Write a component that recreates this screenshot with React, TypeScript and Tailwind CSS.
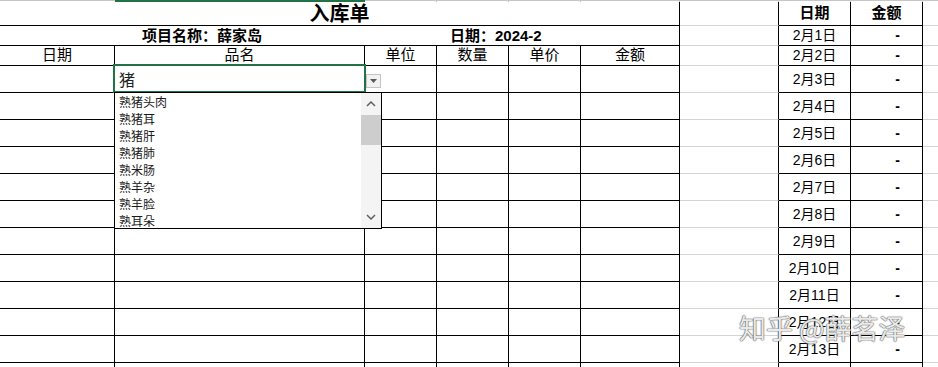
import React from "react";

const W = {
  A: "w-[115px]",
  B: "w-[250px]",
  C: "w-[72px]",
  D: "w-[72px]",
  E: "w-[72px]",
  F: "w-[99px]",
  G: "w-[99px]",
  H: "w-[72px]",
  I: "w-[72px]",
};

const dates = [
  "2月3日",
  "2月4日",
  "2月5日",
  "2月6日",
  "2月7日",
  "2月8日",
  "2月9日",
  "2月10日",
  "2月11日",
  "2月12日",
  "2月13日",
  "",
];

const items = ["熟猪头肉", "熟猪耳", "熟猪肝", "熟猪肺", "熟米肠", "熟羊杂", "熟羊脸", "熟耳朵"];

function RightCells({ date, bold }: { date: string; bold?: boolean }) {
  return (
    <>
      <div className={`${W.G} shrink-0 border-r border-b border-r-black border-b-[#d4d4d4]`} />
      <div
        className={`${W.H} shrink-0 border-r border-b border-black flex items-center justify-center text-[14px] ${
          bold ? "font-bold text-[15px]" : ""
        }`}
      >
        {date}
      </div>
      <div
        className={`${W.I} shrink-0 border-r border-b border-black flex items-center ${
          bold ? "justify-center font-bold text-[15px]" : "justify-end pr-[22px] font-bold text-[14px]"
        }`}
      >
        {bold ? "金额" : date ? "-" : ""}
      </div>
      <div className="flex-1 border-b border-[#d4d4d4]" />
    </>
  );
}

export default function App() {
  return (
    <div className="relative w-[938px] h-[367px] overflow-hidden bg-white text-black font-['Liberation_Sans','Noto_Sans_CJK_SC',sans-serif]">
      {/* column header bottom strip */}
      <div className="flex h-[2px]">
        <div className={`${W.A} shrink-0 border-t border-[#c6c6c6]`} />
        <div className={`${W.B} shrink-0 bg-[#217346]`} />
        <div className={`${W.C} shrink-0 border-t border-r border-[#c6c6c6]`} />
        <div className={`${W.D} shrink-0 border-t border-r border-[#c6c6c6]`} />
        <div className={`${W.E} shrink-0 border-t border-r border-[#c6c6c6]`} />
        <div className={`${W.F} shrink-0 border-t border-r border-[#c6c6c6]`} />
        <div className={`${W.G} shrink-0 border-t border-r border-[#c6c6c6]`} />
        <div className={`${W.H} shrink-0 border-t border-r border-[#c6c6c6]`} />
        <div className={`${W.I} shrink-0 border-t border-r border-[#c6c6c6]`} />
        <div className="flex-1 border-t border-[#c6c6c6]" />
      </div>

      {/* title row */}
      <div className="flex h-[24px]">
        <div className="w-[680px] shrink-0 border-r border-b border-black flex items-center justify-center text-[20px] font-bold leading-none">
          入库单
        </div>
        <RightCells date="日期" bold />
      </div>

      {/* project row */}
      <div className="flex h-[20px]">
        <div className="w-[680px] shrink-0 border-r border-b border-black flex items-center text-[15px] font-bold leading-none">
          <span className="ml-[142px] w-[308px]">项目名称：薛家岛</span>
          <span>日期：2024-2</span>
        </div>
        <RightCells date="2月1日" />
      </div>

      {/* header row */}
      <div className="flex h-[20px] text-[15px]">
        {[
          ["日期", W.A],
          ["品名", W.B],
          ["单位", W.C],
          ["数量", W.D],
          ["单价", W.E],
          ["金额", W.F],
        ].map(([t, w]) => (
          <div key={t + w} className={`${w} shrink-0 border-r border-b border-black flex items-center justify-center`}>
            {t}
          </div>
        ))}
        <RightCells date="2月2日" />
      </div>

      {/* data rows */}
      {dates.map((d, idx) => (
        <div key={idx} className="flex h-[27px]">
          {[W.A, W.B, W.C, W.D, W.E, W.F].map((w, i) => (
            <div key={i} className={`${w} shrink-0 border-r border-b border-black`} />
          ))}
          <RightCells date={d} />
        </div>
      ))}

      {/* selected cell */}
      <div className="absolute left-[113px] top-[64px] w-[253px] h-[29px] border-2 border-[#217346] bg-white flex items-center pl-[4px] text-[16px] font-['Noto_Sans_CJK_SC',sans-serif] text-[#222]">
        猪
      </div>

      {/* dropdown button */}
      <div className="absolute left-[366px] top-[74px] w-[15px] h-[14px] border border-[#c4c4c4] bg-[#f2f2f2] flex items-center justify-center">
        <svg width="7" height="4" viewBox="0 0 7 4">
          <path d="M0 0 H7 L3.5 4 Z" fill="#5a5a5a" />
        </svg>
      </div>

      {/* dropdown list */}
      <div className="absolute left-[114px] top-[92px] w-[268px] h-[137px] border border-black bg-white flex">
        <div className="flex-1 flex flex-col pl-[4px] text-[12px] leading-[17px] text-[#1a1a1a] font-['Noto_Sans_CJK_SC',sans-serif]">
          {items.map((it) => (
            <div key={it} className="h-[17px]">
              {it}
            </div>
          ))}
        </div>
        <div className="w-[20px] bg-[#f4f4f4] flex flex-col items-center">
          <div className="h-[22px] flex items-center justify-center">
            <svg width="10" height="6" viewBox="0 0 10 6">
              <path d="M1 5 L5 1 L9 5" fill="none" stroke="#606060" strokeWidth="1.5" />
            </svg>
          </div>
          <div className="w-full h-[30px] bg-[#cdcdcd]" />
          <div className="flex-1" />
          <div className="h-[22px] flex items-center justify-center">
            <svg width="10" height="6" viewBox="0 0 10 6">
              <path d="M1 1 L5 5 L9 1" fill="none" stroke="#606060" strokeWidth="1.5" />
            </svg>
          </div>
        </div>
      </div>

      {/* watermark */}
      <div className="absolute left-[739px] top-[312px] text-[27px] leading-[32px] text-[rgba(255,255,255,0.9)] font-['Noto_Sans_CJK_SC',sans-serif] [text-shadow:0_0_1px_#555,0_0_1px_#555,0_0_2px_#999] whitespace-nowrap">
        知乎 @薛茗泽
      </div>
    </div>
  );
}
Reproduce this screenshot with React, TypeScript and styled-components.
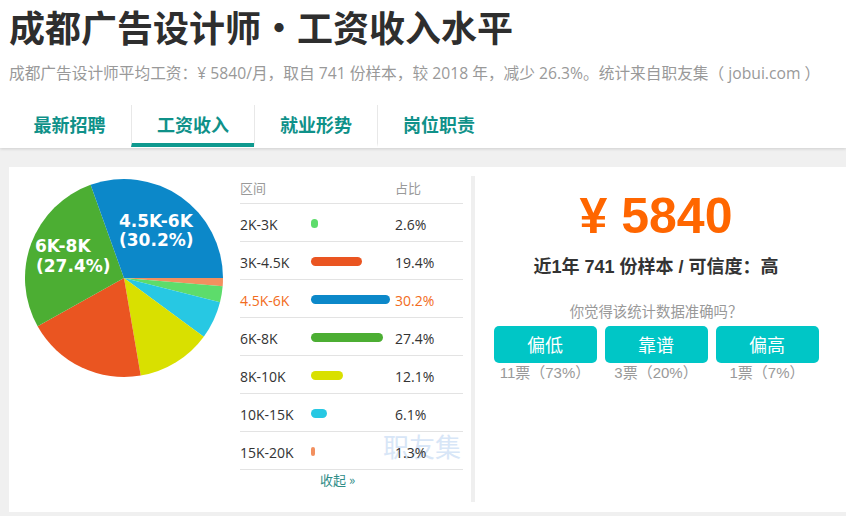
import * as React from "react"
import styled, { createGlobalStyle } from "styled-components"

const GlobalStyle = createGlobalStyle`
  html, body {
    margin: 0;
    padding: 0;
    background: #f0f0f0;
  }
  body {
    font-family: "Liberation Sans", "Noto Sans CJK SC", sans-serif;
    color: #333;
  }
`

type Row = { range: string; pct: number; color: string; hot?: boolean }

const rows: Row[] = [
  { range: "2K-3K", pct: 2.6, color: "#5ddc6b" },
  { range: "3K-4.5K", pct: 19.4, color: "#ea5521" },
  { range: "4.5K-6K", pct: 30.2, color: "#0c88c9", hot: true },
  { range: "6K-8K", pct: 27.4, color: "#4cae33" },
  { range: "8K-10K", pct: 12.1, color: "#d9e000" },
  { range: "10K-15K", pct: 6.1, color: "#27c8e3" },
  { range: "15K-20K", pct: 1.3, color: "#f2905f" },
]

// clockwise from 3 o'clock, as the chart draws them
const pieOrder = [6, 0, 5, 4, 1, 3, 2]

const tabs = ["最新招聘", "工资收入", "就业形势", "岗位职责"]

const votes = [
  { label: "偏低", count: "11票（73%）" },
  { label: "靠谱", count: "3票（20%）" },
  { label: "偏高", count: "1票（7%）" },
]

function slicePath(cx: number, cy: number, r: number, a0: number, a1: number) {
  const rad = (a: number) => (a * Math.PI) / 180
  const x0 = cx + r * Math.cos(rad(a0))
  const y0 = cy + r * Math.sin(rad(a0))
  const x1 = cx + r * Math.cos(rad(a1))
  const y1 = cy + r * Math.sin(rad(a1))
  const large = a1 - a0 > 180 ? 1 : 0
  return `M${cx},${cy} L${x0},${y0} A${r},${r} 0 ${large} 1 ${x1},${y1} Z`
}

function Pie() {
  const total = rows.reduce((s, r) => s + r.pct, 0)
  let angle = 0
  const slices = pieOrder.map((i) => {
    const row = rows[i]
    const sweep = (row.pct / total) * 360
    const d = slicePath(115, 111, 99, angle, angle + sweep)
    angle += sweep
    return <path key={row.range} d={d} fill={row.color} />
  })
  return (
    <PieSvg width="231" height="230" viewBox="0 0 231 230">
      {slices}
      <PieLabel x="110" y="60">4.5K-6K</PieLabel>
      <PieLabel x="110" y="79">(30.2%)</PieLabel>
      <PieLabel x="26" y="85">6K-8K</PieLabel>
      <PieLabel x="27" y="105">(27.4%)</PieLabel>
    </PieSvg>
  )
}

export default function App() {
  return (
    <>
      <GlobalStyle />
      <Header>
        <Title>
          成都广告设计师<Dot>•</Dot>工资收入水平
        </Title>
        <Subtitle>
          成都广告设计师平均工资：¥ 5840/月，取自 741 份样本，较 2018 年，减少 26.3%。统计来自职友集（ jobui.com ）
        </Subtitle>
        <Tabs>
          {tabs.map((t, i) => (
            <Tab key={t} $active={i === 1} $first={i === 0}>
              {t}
            </Tab>
          ))}
        </Tabs>
      </Header>
      <Main>
        <Card>
          <PieCol>
            <Pie />
          </PieCol>
          <Table>
            <Watermark>职友集</Watermark>
            <HeadRow>
              <span>区间</span>
              <span />
              <span>占比</span>
            </HeadRow>
            {rows.map((r) => (
              <DataRow key={r.range} $hot={r.hot}>
                <span>{r.range}</span>
                <BarCell>
                  <Bar $color={r.color} style={{ width: Math.max(4, r.pct * 2.62) }} />
                </BarCell>
                <span>{r.pct}%</span>
              </DataRow>
            ))}
            <Collapse>收起 »</Collapse>
          </Table>
          <Divider />
          <Summary>
            <Price>¥ 5840</Price>
            <Sample>近1年 741 份样本 / 可信度：高</Sample>
            <Question>你觉得该统计数据准确吗？</Question>
            <Votes>
              {votes.map((v) => (
                <VoteCol key={v.label}>
                  <VoteButton>{v.label}</VoteButton>
                  <VoteCount>{v.count}</VoteCount>
                </VoteCol>
              ))}
            </Votes>
          </Summary>
        </Card>
      </Main>
    </>
  )
}

const Header = styled.div`
  background: #fff;
  padding: 0 0 1px;
  box-shadow: 0 1px 3px rgba(0, 0, 0, 0.14);
  position: relative;
`

const Title = styled.h1`
  margin: 0 0 0 9px;
  font: bold 36px/52px "Noto Sans CJK SC", sans-serif;
  color: #2e2e2e;
  white-space: nowrap;
`

const Dot = styled.span`
  display: inline-block;
  width: 36px;
  text-align: center;
`

const Subtitle = styled.div`
  margin: 10px 0 0 9px;
  font: 15.7px/22px "Open Sans", "Noto Sans CJK SC", sans-serif;
  color: #999;
  white-space: nowrap;
`

const Tabs = styled.div`
  display: flex;
  margin: 21px 0 0 8px;
`

const Tab = styled.div<{ $active?: boolean; $first?: boolean }>`
  box-sizing: border-box;
  width: 123px;
  height: 42px;
  text-align: center;
  font: bold 18px/38px "Noto Sans CJK SC", sans-serif;
  color: #0f9189;
  border-left: ${(p) => (p.$first ? "none" : "1px solid #e8e8e8")};
  border-bottom: 4px solid ${(p) => (p.$active ? "#0f9a8f" : "transparent")};
`

const Main = styled.div`
  padding: 19px 0 4px 9px;
`

const Card = styled.div`
  display: flex;
  align-items: flex-start;
  height: 345px;
  background: #fff;
`

const PieCol = styled.div`
  width: 231px;
  flex: none;
`

const PieSvg = styled.svg`
  display: block;
`

const PieLabel = styled.text`
  font: bold 17px "DejaVu Sans", sans-serif;
  fill: #fff;
`

const Table = styled.div`
  position: relative;
  width: 223px;
  flex: none;
  margin-top: 5px;
  font-family: "Open Sans", "Noto Sans CJK SC", sans-serif;
`

const HeadRow = styled.div`
  position: relative;
  display: grid;
  grid-template-columns: 71px 84px 1fr;
  height: 31px;
  line-height: 31px;
  font-size: 13px;
  color: #999;
  border-bottom: 1px solid #e3e3e3;
  font-family: "Noto Sans CJK SC", sans-serif;
`

const DataRow = styled.div<{ $hot?: boolean }>`
  position: relative;
  display: grid;
  grid-template-columns: 71px 84px 1fr;
  align-items: center;
  box-sizing: border-box;
  height: 38px;
  padding-top: 3px;
  font-size: 14px;
  color: ${(p) => (p.$hot ? "#f26b21" : "#333")};
  border-bottom: 1px solid #e3e3e3;
`

const BarCell = styled.div`
  display: flex;
  align-items: center;
  margin-top: -2px;
`

const Bar = styled.div<{ $color: string }>`
  height: 9px;
  border-radius: 5px;
  background: ${(p) => p.$color};
`

const Collapse = styled.div`
  padding-left: 80px;
  line-height: 20px;
  font-size: 13px;
  color: #2f8d87;
  font-family: "Noto Sans CJK SC", sans-serif;
`

const Watermark = styled.div`
  position: absolute;
  left: 143px;
  top: 259px;
  font: 26px/30px "Noto Sans CJK SC", sans-serif;
  color: #d8e6f7;
  white-space: nowrap;
  pointer-events: none;
`

const Divider = styled.div`
  flex: none;
  width: 4px;
  height: 326px;
  margin: 9px 0 0 8px;
  background: #efefef;
`

const Summary = styled.div`
  width: 362px;
  flex: none;
  display: flex;
  flex-direction: column;
  align-items: center;
  padding-top: 24px;
`

const Price = styled.div`
  font: bold 50px/50px "Liberation Sans", sans-serif;
  color: #ff6600;
`

const Sample = styled.div`
  margin-top: 14px;
  font: bold 18px/24px "Liberation Sans", "Noto Sans CJK SC", sans-serif;
  color: #333;
`

const Question = styled.div`
  margin-top: 23px;
  font: 14.4px/20px "Liberation Sans", "Noto Sans CJK SC", sans-serif;
  color: #999;
`

const Votes = styled.div`
  display: flex;
  gap: 8px;
  margin-top: 4px;
`

const VoteCol = styled.div`
  display: flex;
  flex-direction: column;
  align-items: center;
`

const VoteButton = styled.div`
  width: 103px;
  height: 37px;
  border-radius: 5px;
  background: #00c6c6;
  color: #fff;
  font: 18px/37px "Noto Sans CJK SC", sans-serif;
  text-align: center;
`

const VoteCount = styled.div`
  margin-top: 1px;
  font: 15px/18px "Liberation Sans", "Noto Sans CJK SC", sans-serif;
  color: #999;
`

### Challenge
Print exactly what appears from the line holding "Reproduce this screenshot" down to the line holding "string; pct: number;", both ends kept, leaving out the pictures.

### Solution for this exercise
Reproduce this screenshot with React, TypeScript and styled-components.
import * as React from "react"
import styled, { createGlobalStyle } from "styled-components"

const GlobalStyle = createGlobalStyle`
  html, body {
    margin: 0;
    padding: 0;
    background: #f0f0f0;
  }
  body {
    font-family: "Liberation Sans", "Noto Sans CJK SC", sans-serif;
    color: #333;
  }
`

type Row = { range: string; pct: number; color: string; hot?: boolean }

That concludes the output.